Graham thought that since the investor had the choice between purchasing common stocks or bonds, it was appropriate to take into account the rate of interest paid on a high-grade bond - 4.6% in this case- in determining the intrinsic value of a stock.
That's where the 4.6% come from.
Great rise today and special thanks to Klaus Schwab without whose meddling this wouldn't be happening.
2021 will be the year when every major government, as well as broad private-sector coalitions, commit to a “net-zero” target for greenhouse-gas (GHG) emissions. This means that, rather being stuck in a race to the bottom and fearing a continuous “free-rider” problem, the world can benefit from a virtuous cycle of decarbonization.
With the added knock on effect to catalytic converters and emission controls which we here are thankful for.
Afterburners been lit :)
Bazzaman's comment about the delay is I believe behind today's sudden interest and with results due in 6-7 weeks hopefully this is the beginning of the march to 150+
I was hoping for a crash, not for a sudden appreciation... darn.
131?
" I'm enjoying the slow appreciation journey.."
Slow???
- Spoke too soon?
LN:
You seem to be discounting eps at the risk free rate of 4.6%? Is that your cost of capital?
What Equity Risk Premium are you using, given this is: (1) mining; and (2) South Africa?
Others on here use a discount rate nearer to 20% IIRC
Fair value at c. 3% growth from year 3 (15%, 10% years 1 and 2) = low to mid 200s on those inputs. I see she has broken the upside of that rising wedge: https://www.tradingview.com/x/g9klEvEr/
Happy days :)
S
Hi Velo,
I don't use a DCF approach either. It's Graham and Dodd's formula (which I made a bit more pessimistic even). Very simple and a litmus test that served me well for decades... Ironically, a lot of DCF calculations often arrive in similar ballparks.
I do like the P/E comparision with industry averages.
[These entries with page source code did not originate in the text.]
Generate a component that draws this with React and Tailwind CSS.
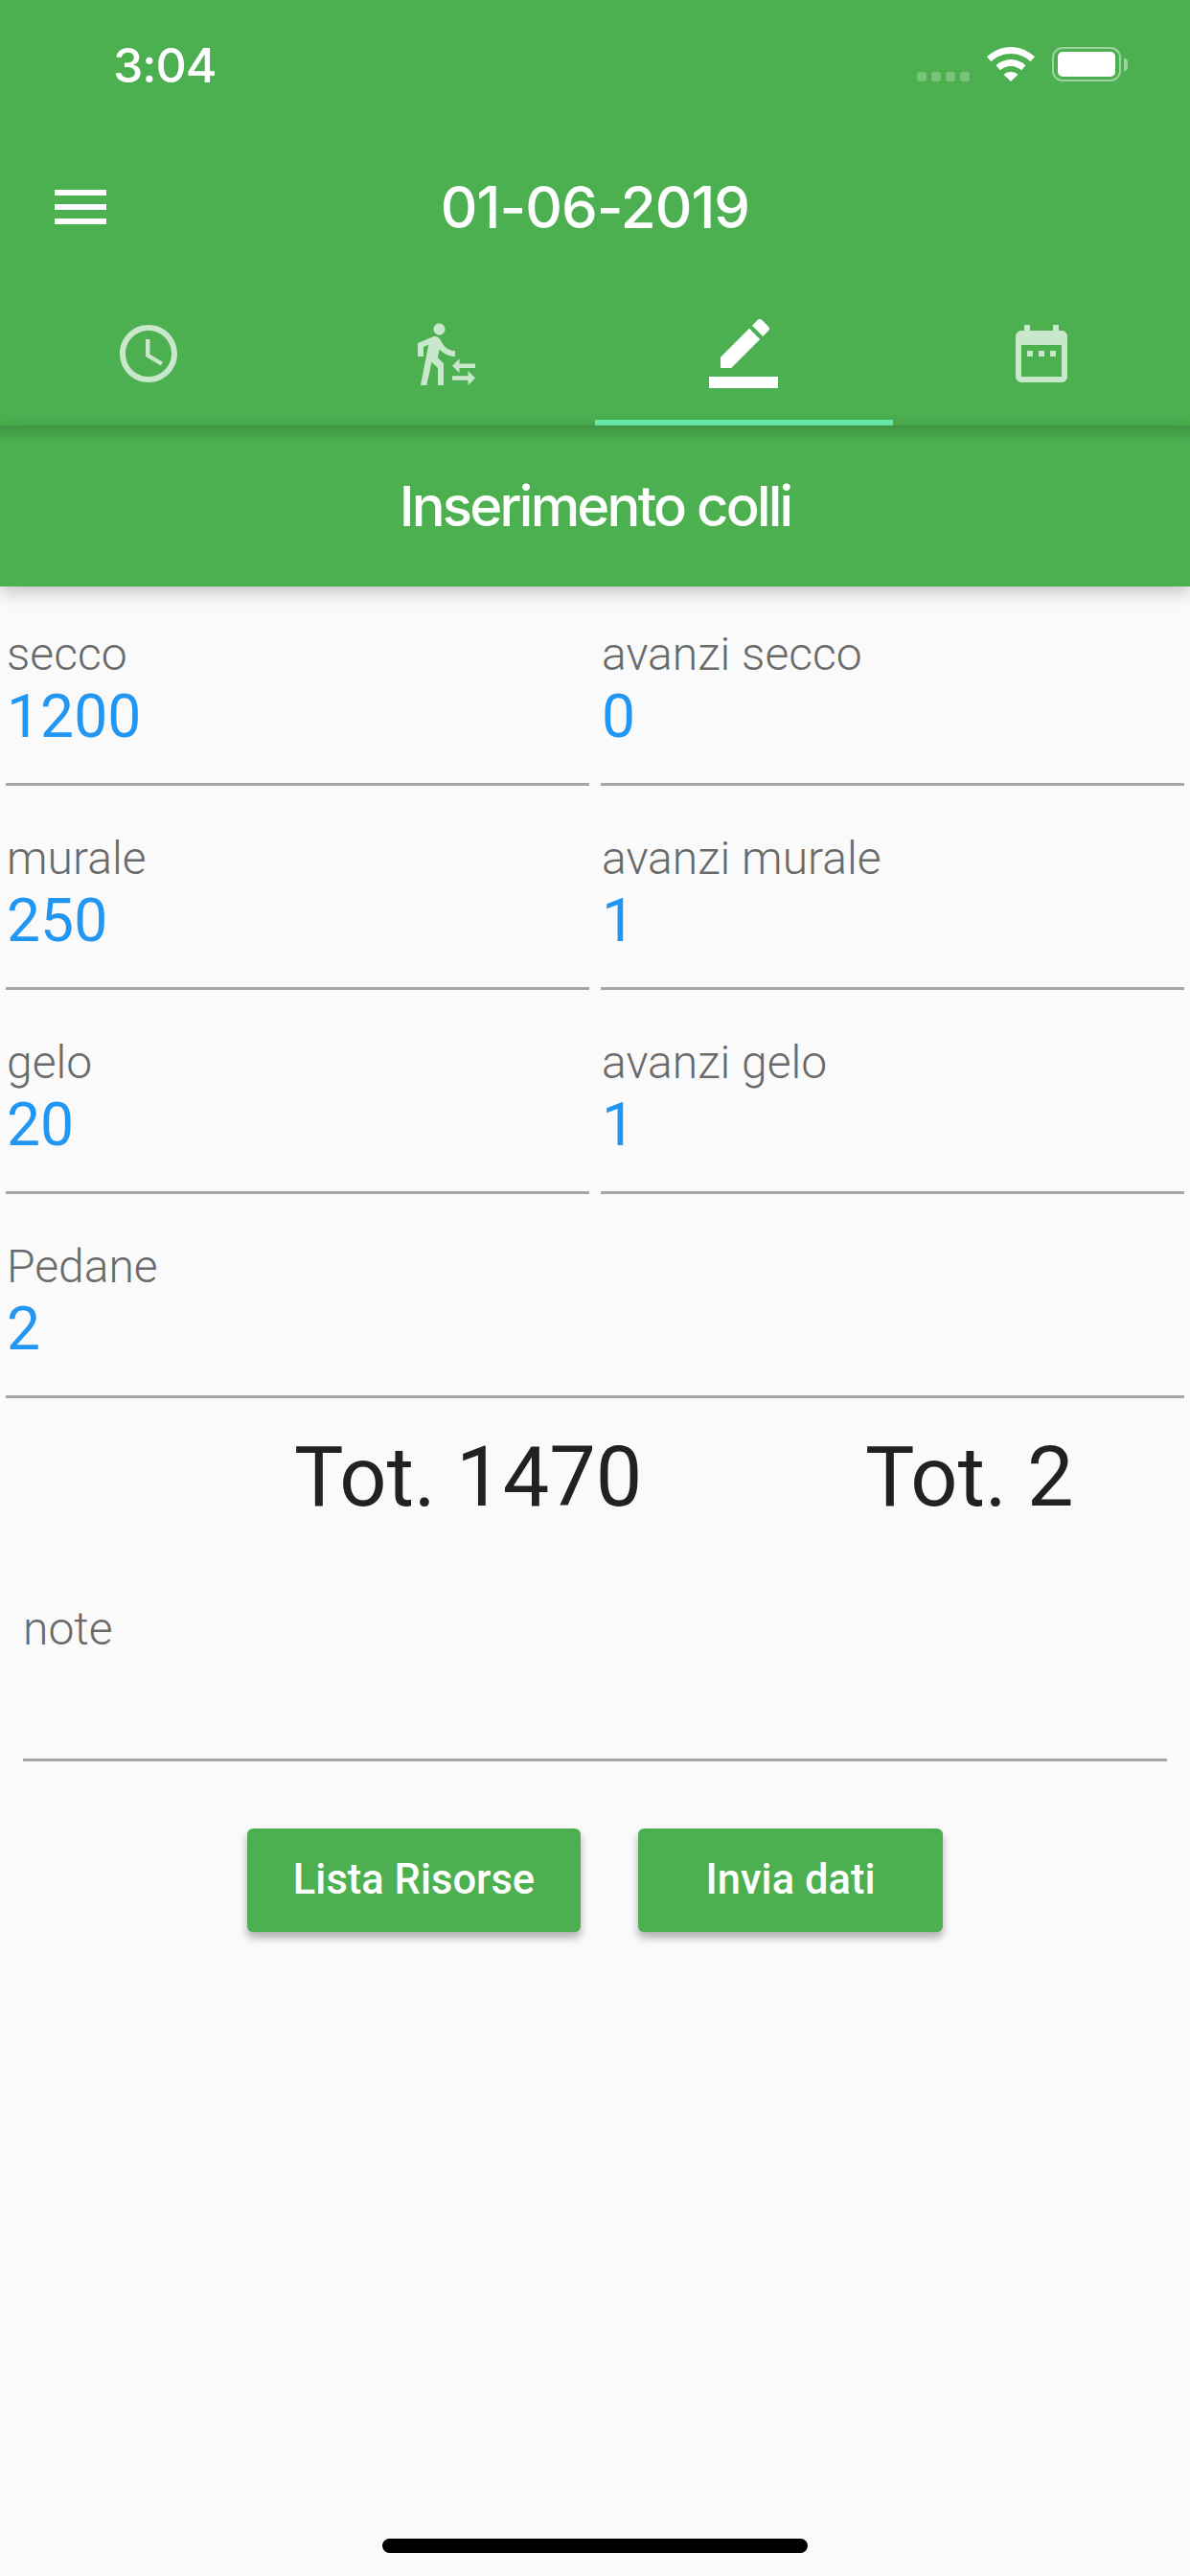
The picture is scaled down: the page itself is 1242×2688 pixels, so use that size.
import React from "react"

const roboto = "font-['Roboto',sans-serif]"
const sf = "font-['Inter','Liberation_Sans',sans-serif]"

function Icon({ d, className }) {
  return (
    <svg viewBox="0 0 24 24" fill="currentColor" className={`h-[72px] w-[72px] ${className}`}>
      <path d={d} />
    </svg>
  )
}

const menuPath = "M3 18h18v-2H3v2zm0-5h18v-2H3v2zm0-7v2h18V6H3z"
const clockPath =
  "M11.99 2C6.47 2 2 6.48 2 12s4.47 10 9.99 10C17.52 22 22 17.52 22 12S17.52 2 11.99 2zM12 20c-4.42 0-8-3.58-8-8s3.58-8 8-8 8 3.58 8 8-3.58 8-8 8zM12.5 7H11v6l5.25 3.15.75-1.23-4.5-2.67z"
const transferPath =
  "M16.49 15.5v-1.75L14 16.25l2.49 2.5V17H22v-1.5zm3.02 4.25H14v1.5h5.51V23L22 20.5 19.51 18zM9.5 5.5c1.1 0 2-.9 2-2s-.9-2-2-2-2 .9-2 2 .9 2 2 2zM5.75 8.9L3 23h2.1l1.75-8L9 17v6h2v-7.55L8.95 13.4l.6-3C10.85 12 12.8 13 15 13v-2c-1.85 0-3.45-1-4.35-2.45l-.95-1.6C9.35 6.35 8.7 6 8 6c-.25 0-.5.05-.75.15L2 8.3V13h2V9.65l1.75-.75"
const editPath =
  "M17.75 7L14 3.25l-10 10V17h3.75l10-10zm2.96-2.96c.39-.39.39-1.02 0-1.41L18.37.29c-.39-.39-1.02-.39-1.41 0L15 2.25 18.75 6l1.96-1.96zM0 20h24v4H0z"
const calendarPath =
  "M9 11H7v2h2v-2zm4 0h-2v2h2v-2zm4 0h-2v2h2v-2zm2-7h-1V2h-2v2H8V2H6v2H5c-1.11 0-1.99.9-1.99 2L3 20c0 1.1.89 2 2 2h14c1.1 0 2-.9 2-2V6c0-1.1-.9-2-2-2zm0 16H5V9h14v11z"

function StatusBar() {
  return (
    <div className="flex h-[132px] items-start justify-between pl-[118px] pr-[65px] pt-[38px] text-white">
      <span className={`${sf} text-[50px] leading-[60px] font-medium tracking-[-1px]`}>3:04</span>
      <div className="flex items-start pt-[11px]">
        <div className="mt-[26px] mr-[18px] flex gap-[5px]">
          <span className="h-[10px] w-[10px] rounded-[3px] bg-white/25" />
          <span className="h-[10px] w-[10px] rounded-[3px] bg-white/25" />
          <span className="h-[10px] w-[10px] rounded-[3px] bg-white/25" />
          <span className="h-[10px] w-[10px] rounded-[3px] bg-white/25" />
        </div>
        <svg viewBox="0 0 50 36" fill="white" className="h-[36px] w-[50px]">
          <path d="M25 0C15.5 0 7 3.7 0 10.300l4.400 5C10 10 17 7 25 7s15 3 20.600 8.300l4.400-5C43 3.700 34.500 0 25 0z" />
          <path d="M25 13c-6 0-11.200 2.300-15.500 6.200l4.500 5.100C17 21.700 20.800 20.100 25 20.100s8 1.600 11 4.200l4.500-5.100C36.200 15.300 31 13 25 13z" />
          <path d="M25 26c-3 0-5.500 1-7.500 2.800L25 36l7.500-7.200C30.500 27 28 26 25 26z" />
        </svg>
        <div className="ml-[18px] flex items-center">
          <div className="flex h-[36px] w-[72px] items-center justify-center rounded-[11px] border-[2px] border-white/45">
            <div className="h-[26px] w-[60px] rounded-[5px] bg-white" />
          </div>
          <div className="ml-[3px] h-[13px] w-[4px] rounded-r-full bg-white/45" />
        </div>
      </div>
    </div>
  )
}

function Tab({ d, active }) {
  return (
    <div className={`relative flex flex-1 items-start justify-center pt-[33px] ${active ? "text-white" : "text-white/70"}`}>
      <Icon d={d} />
      {active && <div className="absolute inset-x-0 bottom-0 h-[6px] bg-[#69f0ae]" />}
    </div>
  )
}

function Field({ label, value, full }) {
  return (
    <div className={`h-[187px] border-b-[3px] border-[#a6a6a6] pl-[1px] ${full ? "col-span-2" : ""}`}>
      <div className="pt-[22px] text-[48px] leading-[56px] font-light text-[#6a6a6a]">{label}</div>
      <div className="mt-[2px] text-[62.4px] leading-[70px] text-[#2196f3]">{value}</div>
    </div>
  )
}

function Bottone({ children, className }) {
  return (
    <button className={`flex h-[108px] items-center justify-center rounded-[6px] bg-[#4caf50] text-[43.5px] font-medium text-white shadow-[0_6px_9px_rgba(0,0,0,0.3)] ${className}`}>
      {children}
    </button>
  )
}

export default function App() {
  return (
    <div className={`${roboto} relative flex h-[2688px] w-[1242px] flex-col bg-[#fafafa]`}>
      <header className="relative z-10 bg-[#4caf50] text-white">
        <StatusBar />
        <div className="relative flex h-[168px] items-center pl-[48px]">
          <Icon d={menuPath} />
          <h1 className={`${sf} absolute inset-x-0 text-center text-[60px] leading-[168px] font-medium tracking-[-1px]`}>
            01-06-2019
          </h1>
        </div>
        <div className="flex h-[144px]">
          <Tab d={clockPath} />
          <Tab d={transferPath} />
          <Tab d={editPath} active />
          <Tab d={calendarPath} />
        </div>
      </header>

      <div className="relative z-10 flex h-[168px] items-center justify-center bg-[#4caf50] shadow-[0_6px_18px_rgba(0,0,0,0.22)]">
        <div className="absolute inset-x-0 top-0 h-[18px] bg-gradient-to-b from-black/15 to-transparent" />
        <h2 className={`${sf} text-[58px] font-medium tracking-[-2.8px] text-white`}>Inserimento colli</h2>
      </div>

      <div className="grid grid-cols-2 gap-x-[12px] gap-y-[26px] px-[6px] pt-[21px]">
        <Field label="secco" value="1200" />
        <Field label="avanzi secco" value="0" />
        <Field label="murale" value="250" />
        <Field label="avanzi murale" value="1" />
        <Field label="gelo" value="20" />
        <Field label="avanzi gelo" value="1" />
        <Field label="Pedane" value="2" full />
      </div>

      <div className="mt-[34px] flex pl-[307px] text-[86.4px] leading-[98px] text-[#212121]">
        <span className="w-[596px]">Tot. 1470</span>
        <span>Tot. 2</span>
      </div>

      <div className="mx-[24px] mt-[78px] h-[169px] border-b-[3px] border-[#a6a6a6] pt-[3px] text-[48px] leading-[56px] font-light text-[#6a6a6a]">
        note
      </div>

      <div className="mt-[70px] flex justify-center gap-[60px]">
        <Bottone className="w-[348px]">Lista Risorse</Bottone>
        <Bottone className="w-[318px]">Invia dati</Bottone>
      </div>

      <div className="mt-auto mb-[24px] h-[15px] w-[444px] self-center rounded-full bg-black" />
    </div>
  )
}
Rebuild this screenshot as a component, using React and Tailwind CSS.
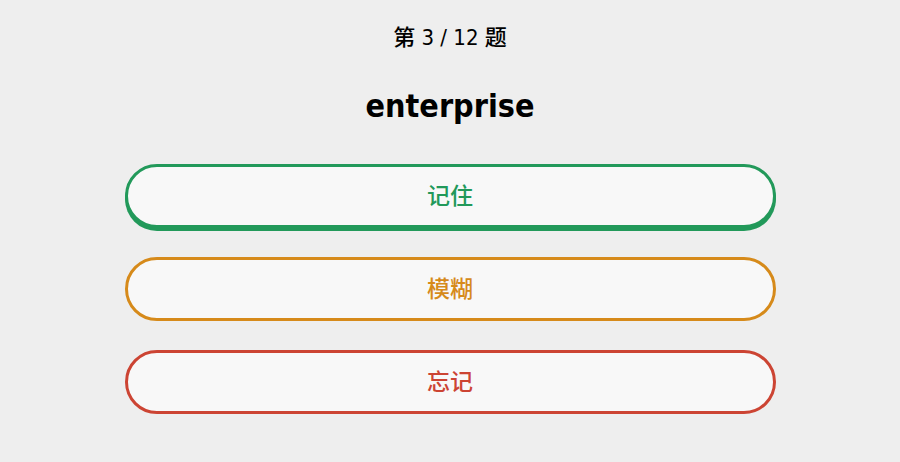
import React from 'react';

const choices = [
  { label: '记住', color: 'border-[#22995a] text-[#22995a] shadow-[0_3px_0_#22995a]' },
  { label: '模糊', color: 'border-[#d68a1a] text-[#d68a1a]' },
  { label: '忘记', color: 'border-[#cc4433] text-[#cc4433]' },
];

const App = () => {
  return (
    <div
      className="min-h-[462px] bg-[#eeeeee] flex flex-col items-center pt-[22px]"
      style={{ fontFamily: '"DejaVu Sans Condensed", "Noto Sans CJK SC", sans-serif' }}
    >
      {/* Progress */}
      <div className="text-[22px] leading-[32px] font-medium text-black">第 3 / 12 题</div>

      {/* Word */}
      <h1 className="mt-[30px] text-[32px] leading-[44px] font-bold text-black">enterprise</h1>

      {/* Answer buttons */}
      <div className="mt-[36px] flex flex-col gap-[29px]">
        {choices.map((c) => (
          <button
            key={c.label}
            className={`w-[651px] h-[64px] rounded-full border-[3px] bg-[#f8f8f8] text-[23px] font-medium ${c.color}`}
          >
            {c.label}
          </button>
        ))}
      </div>
    </div>
  );
};

export default App;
Also, nice and simple and ought to be totally sufficient for our puproses.
I'll give that a go as well :) Cheers!
I dislike using the discounted cashflow version of calculating SP's because of estimating future interest rates et al, but do enjoy seeing others valuations of SLP. For instance Simply Wall Street site's discounted cashflow value is coming up with the 470's for SLP.
My very simple PE ratio comparison of industry averages v SLP comes out higher in the 270's as it's true value right now without a premium rating added for future growth.
And Stoodio has posted he's working on a bunch of valuations, but whoever, whatever, it's all coming out at much of a muchness whatever calc is used
- as the consensus is that the current market SP valuation currently under-estimates SLP's 'fair' value.
I'm enjoying the slow appreciation journey towards true and fair value.